● **Written problem**: From the entries below, gather each line containing the word "that".

● **Data for processing**:
+++++
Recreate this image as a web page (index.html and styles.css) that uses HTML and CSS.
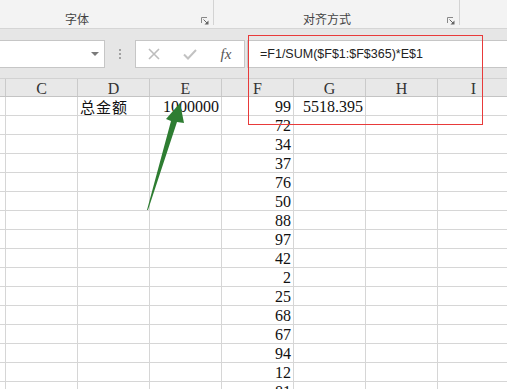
+++++
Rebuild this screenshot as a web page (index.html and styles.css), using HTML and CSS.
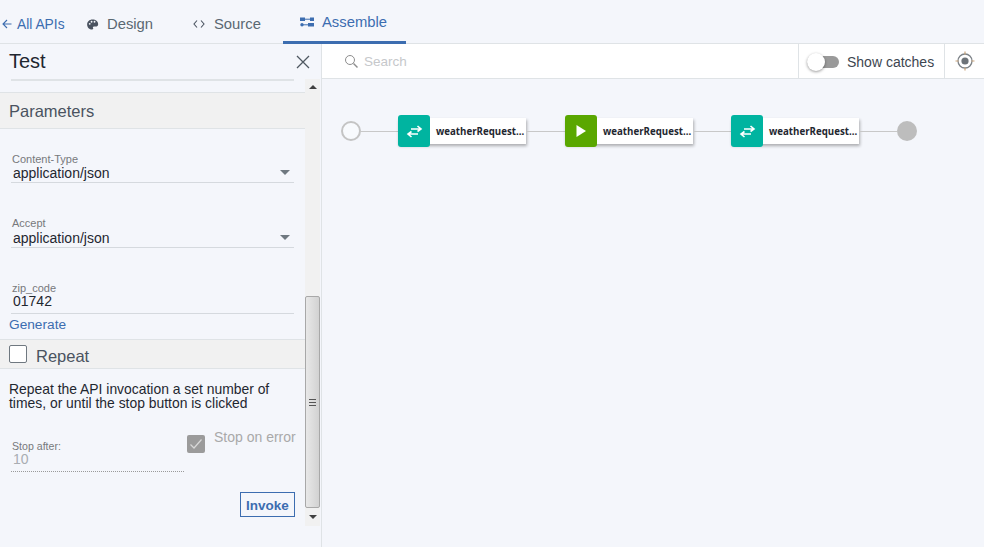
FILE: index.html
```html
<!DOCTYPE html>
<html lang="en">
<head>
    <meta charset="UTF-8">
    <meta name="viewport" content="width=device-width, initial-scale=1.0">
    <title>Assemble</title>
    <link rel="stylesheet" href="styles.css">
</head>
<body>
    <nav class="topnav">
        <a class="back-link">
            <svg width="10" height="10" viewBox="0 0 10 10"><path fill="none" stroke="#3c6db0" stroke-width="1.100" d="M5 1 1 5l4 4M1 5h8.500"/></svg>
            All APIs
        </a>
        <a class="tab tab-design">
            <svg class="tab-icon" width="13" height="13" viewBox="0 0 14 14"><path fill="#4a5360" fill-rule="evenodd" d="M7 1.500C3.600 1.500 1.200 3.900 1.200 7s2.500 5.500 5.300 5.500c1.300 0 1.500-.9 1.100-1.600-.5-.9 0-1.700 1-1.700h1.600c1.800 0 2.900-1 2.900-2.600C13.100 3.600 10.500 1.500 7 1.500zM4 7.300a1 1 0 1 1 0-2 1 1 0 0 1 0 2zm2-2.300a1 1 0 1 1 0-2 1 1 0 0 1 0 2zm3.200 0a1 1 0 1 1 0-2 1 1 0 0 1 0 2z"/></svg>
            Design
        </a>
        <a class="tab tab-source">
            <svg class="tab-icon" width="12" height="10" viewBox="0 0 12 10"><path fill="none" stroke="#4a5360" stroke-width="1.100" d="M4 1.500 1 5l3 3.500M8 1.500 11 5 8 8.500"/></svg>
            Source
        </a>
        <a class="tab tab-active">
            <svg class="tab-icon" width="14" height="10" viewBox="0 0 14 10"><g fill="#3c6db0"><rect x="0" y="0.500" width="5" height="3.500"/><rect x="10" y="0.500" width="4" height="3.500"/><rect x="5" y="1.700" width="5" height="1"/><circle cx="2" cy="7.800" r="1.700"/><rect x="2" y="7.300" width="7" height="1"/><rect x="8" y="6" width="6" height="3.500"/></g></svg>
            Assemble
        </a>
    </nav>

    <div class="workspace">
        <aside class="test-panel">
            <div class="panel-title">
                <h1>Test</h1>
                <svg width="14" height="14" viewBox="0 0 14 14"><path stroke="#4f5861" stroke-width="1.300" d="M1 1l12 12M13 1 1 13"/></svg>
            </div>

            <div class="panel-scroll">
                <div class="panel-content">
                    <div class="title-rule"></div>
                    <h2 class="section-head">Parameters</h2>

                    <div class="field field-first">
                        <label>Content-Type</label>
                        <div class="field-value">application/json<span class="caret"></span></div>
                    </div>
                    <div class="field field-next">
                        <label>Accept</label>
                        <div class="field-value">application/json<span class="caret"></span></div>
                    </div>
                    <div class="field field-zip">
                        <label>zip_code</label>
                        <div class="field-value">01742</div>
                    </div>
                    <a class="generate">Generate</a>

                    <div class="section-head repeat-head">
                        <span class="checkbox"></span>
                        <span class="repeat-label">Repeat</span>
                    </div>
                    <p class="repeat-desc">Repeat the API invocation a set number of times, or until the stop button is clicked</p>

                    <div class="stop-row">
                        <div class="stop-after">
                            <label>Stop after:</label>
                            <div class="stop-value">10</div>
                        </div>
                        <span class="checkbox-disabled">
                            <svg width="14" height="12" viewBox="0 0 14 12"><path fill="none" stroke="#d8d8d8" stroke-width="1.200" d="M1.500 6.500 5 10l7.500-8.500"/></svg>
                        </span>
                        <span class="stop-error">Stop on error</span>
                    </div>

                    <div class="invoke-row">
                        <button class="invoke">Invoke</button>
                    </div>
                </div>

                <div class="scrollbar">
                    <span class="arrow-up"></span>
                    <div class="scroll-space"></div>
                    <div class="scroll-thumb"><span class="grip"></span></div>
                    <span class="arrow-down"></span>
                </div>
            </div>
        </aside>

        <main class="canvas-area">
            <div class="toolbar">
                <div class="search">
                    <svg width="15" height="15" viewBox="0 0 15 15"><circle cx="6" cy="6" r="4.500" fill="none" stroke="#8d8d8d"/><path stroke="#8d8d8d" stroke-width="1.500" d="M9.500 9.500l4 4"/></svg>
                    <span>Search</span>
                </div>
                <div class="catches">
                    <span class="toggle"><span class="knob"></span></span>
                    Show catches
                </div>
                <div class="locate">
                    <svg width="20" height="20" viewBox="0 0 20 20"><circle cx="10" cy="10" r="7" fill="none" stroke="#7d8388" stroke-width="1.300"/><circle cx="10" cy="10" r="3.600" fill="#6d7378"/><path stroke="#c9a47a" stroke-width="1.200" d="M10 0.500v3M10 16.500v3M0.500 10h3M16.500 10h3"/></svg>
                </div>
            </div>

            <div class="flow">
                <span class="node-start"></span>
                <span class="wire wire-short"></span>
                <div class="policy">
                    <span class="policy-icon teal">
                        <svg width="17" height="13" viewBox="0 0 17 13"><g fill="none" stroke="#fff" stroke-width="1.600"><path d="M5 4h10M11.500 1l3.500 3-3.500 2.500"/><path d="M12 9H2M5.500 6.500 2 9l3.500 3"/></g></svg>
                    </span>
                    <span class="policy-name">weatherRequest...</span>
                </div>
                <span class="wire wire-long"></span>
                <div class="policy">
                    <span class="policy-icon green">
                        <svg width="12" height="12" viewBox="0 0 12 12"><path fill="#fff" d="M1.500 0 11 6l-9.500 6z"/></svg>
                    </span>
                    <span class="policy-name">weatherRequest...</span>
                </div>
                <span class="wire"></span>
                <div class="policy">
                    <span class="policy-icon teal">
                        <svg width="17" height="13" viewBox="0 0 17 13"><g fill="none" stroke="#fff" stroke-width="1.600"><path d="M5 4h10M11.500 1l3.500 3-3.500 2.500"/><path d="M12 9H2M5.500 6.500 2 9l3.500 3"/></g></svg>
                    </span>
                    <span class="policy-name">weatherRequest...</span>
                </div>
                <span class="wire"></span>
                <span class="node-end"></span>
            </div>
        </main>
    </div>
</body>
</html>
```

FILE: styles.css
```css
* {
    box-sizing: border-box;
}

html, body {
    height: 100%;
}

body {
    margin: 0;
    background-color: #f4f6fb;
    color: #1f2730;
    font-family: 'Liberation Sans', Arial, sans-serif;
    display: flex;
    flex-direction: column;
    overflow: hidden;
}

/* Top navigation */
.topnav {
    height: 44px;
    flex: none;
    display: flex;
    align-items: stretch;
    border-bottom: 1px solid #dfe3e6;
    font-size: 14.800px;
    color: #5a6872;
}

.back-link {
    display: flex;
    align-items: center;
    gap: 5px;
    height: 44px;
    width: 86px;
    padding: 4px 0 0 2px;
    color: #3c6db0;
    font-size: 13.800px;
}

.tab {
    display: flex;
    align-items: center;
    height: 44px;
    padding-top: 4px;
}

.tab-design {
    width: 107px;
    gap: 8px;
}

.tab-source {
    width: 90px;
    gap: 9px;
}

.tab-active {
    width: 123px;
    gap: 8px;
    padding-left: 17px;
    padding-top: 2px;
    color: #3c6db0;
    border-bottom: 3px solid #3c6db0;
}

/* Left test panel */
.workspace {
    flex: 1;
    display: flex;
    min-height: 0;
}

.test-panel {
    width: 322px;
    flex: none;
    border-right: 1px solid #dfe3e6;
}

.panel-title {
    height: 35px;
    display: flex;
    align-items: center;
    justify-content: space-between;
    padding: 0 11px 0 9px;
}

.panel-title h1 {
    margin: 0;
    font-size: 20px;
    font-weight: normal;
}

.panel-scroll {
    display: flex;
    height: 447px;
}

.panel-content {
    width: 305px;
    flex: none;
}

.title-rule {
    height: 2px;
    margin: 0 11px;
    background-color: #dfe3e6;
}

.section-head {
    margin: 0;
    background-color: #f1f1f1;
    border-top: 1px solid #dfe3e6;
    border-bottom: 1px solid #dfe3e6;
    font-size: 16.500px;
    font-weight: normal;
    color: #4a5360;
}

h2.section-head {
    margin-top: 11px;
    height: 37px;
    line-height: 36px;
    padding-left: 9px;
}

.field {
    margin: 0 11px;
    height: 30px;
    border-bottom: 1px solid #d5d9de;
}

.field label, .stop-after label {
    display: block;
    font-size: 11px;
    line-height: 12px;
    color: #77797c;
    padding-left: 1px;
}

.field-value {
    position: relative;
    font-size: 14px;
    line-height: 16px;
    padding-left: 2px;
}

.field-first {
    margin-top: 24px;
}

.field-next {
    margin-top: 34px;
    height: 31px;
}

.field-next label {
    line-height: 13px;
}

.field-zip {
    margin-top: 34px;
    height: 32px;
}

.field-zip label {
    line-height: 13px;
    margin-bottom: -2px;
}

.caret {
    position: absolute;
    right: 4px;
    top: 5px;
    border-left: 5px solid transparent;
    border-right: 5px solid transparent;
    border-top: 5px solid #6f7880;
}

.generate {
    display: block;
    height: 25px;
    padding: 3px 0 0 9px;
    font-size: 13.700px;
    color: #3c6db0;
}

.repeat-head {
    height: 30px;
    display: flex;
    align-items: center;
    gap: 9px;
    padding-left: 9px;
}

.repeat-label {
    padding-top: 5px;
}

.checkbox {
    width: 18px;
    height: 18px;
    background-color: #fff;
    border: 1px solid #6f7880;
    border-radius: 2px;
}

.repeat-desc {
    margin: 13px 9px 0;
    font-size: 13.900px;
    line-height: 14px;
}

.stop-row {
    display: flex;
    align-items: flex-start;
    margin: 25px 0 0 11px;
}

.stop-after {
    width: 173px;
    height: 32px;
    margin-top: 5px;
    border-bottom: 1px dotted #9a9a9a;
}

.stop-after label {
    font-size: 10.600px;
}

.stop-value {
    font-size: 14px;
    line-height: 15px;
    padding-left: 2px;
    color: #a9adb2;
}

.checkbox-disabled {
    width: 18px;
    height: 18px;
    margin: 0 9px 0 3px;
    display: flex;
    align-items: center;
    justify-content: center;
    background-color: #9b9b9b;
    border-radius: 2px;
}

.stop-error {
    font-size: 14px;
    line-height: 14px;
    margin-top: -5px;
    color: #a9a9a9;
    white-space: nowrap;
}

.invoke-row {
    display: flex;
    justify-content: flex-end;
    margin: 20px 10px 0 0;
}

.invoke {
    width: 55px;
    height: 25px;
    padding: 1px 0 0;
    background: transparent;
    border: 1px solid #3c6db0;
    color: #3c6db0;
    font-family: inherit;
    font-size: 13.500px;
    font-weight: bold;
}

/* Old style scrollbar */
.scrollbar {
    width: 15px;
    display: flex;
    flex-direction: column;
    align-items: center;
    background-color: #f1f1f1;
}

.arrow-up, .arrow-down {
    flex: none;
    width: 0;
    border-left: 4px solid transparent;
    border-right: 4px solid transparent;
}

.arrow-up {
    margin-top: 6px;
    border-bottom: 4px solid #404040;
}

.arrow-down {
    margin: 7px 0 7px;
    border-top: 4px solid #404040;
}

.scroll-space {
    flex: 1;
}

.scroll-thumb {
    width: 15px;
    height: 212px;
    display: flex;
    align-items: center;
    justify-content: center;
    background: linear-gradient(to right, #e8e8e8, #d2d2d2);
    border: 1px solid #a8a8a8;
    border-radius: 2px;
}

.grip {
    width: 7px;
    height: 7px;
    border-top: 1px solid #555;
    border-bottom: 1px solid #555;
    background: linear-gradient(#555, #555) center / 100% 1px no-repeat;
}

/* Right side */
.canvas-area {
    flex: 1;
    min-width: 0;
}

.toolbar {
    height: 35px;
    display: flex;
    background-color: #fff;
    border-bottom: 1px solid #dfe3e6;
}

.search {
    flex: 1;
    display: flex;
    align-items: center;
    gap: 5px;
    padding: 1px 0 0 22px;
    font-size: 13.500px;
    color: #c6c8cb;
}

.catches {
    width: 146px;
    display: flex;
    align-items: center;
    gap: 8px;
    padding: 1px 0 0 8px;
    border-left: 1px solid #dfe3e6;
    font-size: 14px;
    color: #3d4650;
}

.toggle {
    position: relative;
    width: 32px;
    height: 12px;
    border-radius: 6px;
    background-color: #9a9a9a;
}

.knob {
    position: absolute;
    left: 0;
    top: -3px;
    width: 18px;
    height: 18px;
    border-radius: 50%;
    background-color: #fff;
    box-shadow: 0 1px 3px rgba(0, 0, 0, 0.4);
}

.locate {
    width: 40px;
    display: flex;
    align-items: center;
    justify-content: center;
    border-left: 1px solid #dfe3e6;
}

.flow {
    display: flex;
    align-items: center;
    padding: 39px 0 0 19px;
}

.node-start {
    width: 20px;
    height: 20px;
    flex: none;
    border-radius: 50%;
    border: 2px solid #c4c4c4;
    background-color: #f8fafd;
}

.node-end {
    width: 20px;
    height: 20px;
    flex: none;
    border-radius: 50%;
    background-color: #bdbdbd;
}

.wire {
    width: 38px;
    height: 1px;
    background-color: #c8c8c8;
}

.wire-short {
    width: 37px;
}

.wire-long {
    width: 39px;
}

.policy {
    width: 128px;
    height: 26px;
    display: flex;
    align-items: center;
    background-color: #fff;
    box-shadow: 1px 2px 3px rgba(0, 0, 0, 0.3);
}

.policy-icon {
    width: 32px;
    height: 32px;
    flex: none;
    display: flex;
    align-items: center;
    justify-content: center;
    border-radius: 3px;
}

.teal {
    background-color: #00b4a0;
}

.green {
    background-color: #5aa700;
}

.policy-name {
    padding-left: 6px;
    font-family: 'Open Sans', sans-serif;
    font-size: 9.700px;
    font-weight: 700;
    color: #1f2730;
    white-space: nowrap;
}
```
+++++
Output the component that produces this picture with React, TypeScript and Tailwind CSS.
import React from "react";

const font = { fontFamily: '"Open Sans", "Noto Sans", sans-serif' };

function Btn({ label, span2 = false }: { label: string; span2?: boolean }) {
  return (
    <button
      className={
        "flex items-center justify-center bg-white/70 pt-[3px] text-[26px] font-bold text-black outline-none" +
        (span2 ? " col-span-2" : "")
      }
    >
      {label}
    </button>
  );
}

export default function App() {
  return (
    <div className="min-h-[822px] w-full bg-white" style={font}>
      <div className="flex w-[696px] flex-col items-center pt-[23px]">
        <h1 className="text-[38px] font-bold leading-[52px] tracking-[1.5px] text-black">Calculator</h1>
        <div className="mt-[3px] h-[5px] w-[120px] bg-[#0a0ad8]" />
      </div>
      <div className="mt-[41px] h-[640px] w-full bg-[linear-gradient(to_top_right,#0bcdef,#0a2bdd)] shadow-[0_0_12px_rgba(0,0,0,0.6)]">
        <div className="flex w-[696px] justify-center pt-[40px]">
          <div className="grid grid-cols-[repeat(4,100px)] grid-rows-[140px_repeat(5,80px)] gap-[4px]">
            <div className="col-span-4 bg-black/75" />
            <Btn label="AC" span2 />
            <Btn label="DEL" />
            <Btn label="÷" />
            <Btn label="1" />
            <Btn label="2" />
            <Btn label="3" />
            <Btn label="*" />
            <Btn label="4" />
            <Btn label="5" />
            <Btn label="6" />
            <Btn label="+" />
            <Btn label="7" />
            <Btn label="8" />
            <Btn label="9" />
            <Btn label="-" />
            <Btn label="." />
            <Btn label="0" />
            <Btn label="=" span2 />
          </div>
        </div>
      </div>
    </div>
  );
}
+++++
● **Complete answer**:
Recreate this image as a web page (index.html and styles.css) that uses HTML and CSS.
Output the component that produces this picture with React, TypeScript and Tailwind CSS.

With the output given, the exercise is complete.